Les évêques catholiques du Sri Lanka, qui n’ont de cesse depuis plusieurs mois de dénoncer la violence et la répression qui sévit dans le cadre des élections – présidentielles comme législatives, en janvier et avril dernier – ont condamné la récente attaque de l’un des plus importants médias indépendants du pays.Le lundi 22 mars dernier, un groupe d’environ 200 personnes, …

… dont certaines étaient armées, a caillassé les bureaux de Sirasa Media (MBC/MTV) (1) à Colombo, blessant quatre personnes, endommageant les locaux et les voitures garées devant l’immeuble. Les assaillants, qui, selon certaines sources locales, comprenaient des militants à la solde du gouvernement, protestaient contre le sponsoring par le groupe média d’un concert du chanteur de R&B américain Akon. Les manifestants brandissaient des pancartes où il était écrit : « Ne laissons pas Akon venir au Sri Lanka » ou encore « Chassons Sirasa FM ». Par ailleurs, plus de 15 000 internautes s’étaient inscrits sur la page appelant au boycott du chanteur, créée pour l’occasion sur Facebook.

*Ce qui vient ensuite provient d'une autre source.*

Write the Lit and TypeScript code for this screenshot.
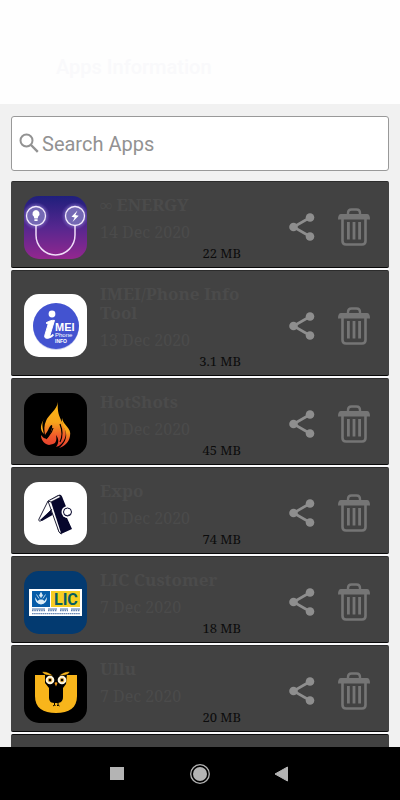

A l’origine de la colère des manifestants : le clip-vidéo du chanteur intitulé Sexy Chick, montrant des femmes en bikini en train de se déhancher lascivement devant une statue du Bouddha. Une profanation de leur religion, pour les bouddhistes sri-lankais (2). « Jusqu’à ce jour, je n’étais absolument pas au courant que cette statue paraissait sur le clip, s’est défendu le chanteur. Je n’ai jamais voulu blesser les sentiments religieux de qui que ce soit, ni porter atteinte à aucune croyance. Je suis moi-même croyant et je peux donc comprendre pourquoi ils sont en colère, mais la violence n’est jamais une bonne réaction et je suis très choqué de [ce qui s’est passé au Sri lanka]. » Deux jours plus tard, le gouvernement sri-lankais faisait part de sa décision d’annuler le concert d’Akon prévu fin avril ainsi que du retrait de son visa d’entrée, en raison de son manque de respect de « le patrimoine culturel du pays ».

Pour bon nombre d’observateurs, l’intervention de Colombo dans l’affaire Akon porte la marque du clergé bouddhiste conservateur, auquel le président Mahinda Rajapaksa doit sa récente réélection (3), et n’est qu’un prétexte pour censurer davantage un média qui était devenu gênant à la veille des législatives. « Le motif ne nous semble pas encore très clair, mais nous pensons que cette attaque était politique, notamment en raison des élections parlementaires », avait alors déclaré le 23 mars à Reporters sans frontières (RSF), un responsable de MTV.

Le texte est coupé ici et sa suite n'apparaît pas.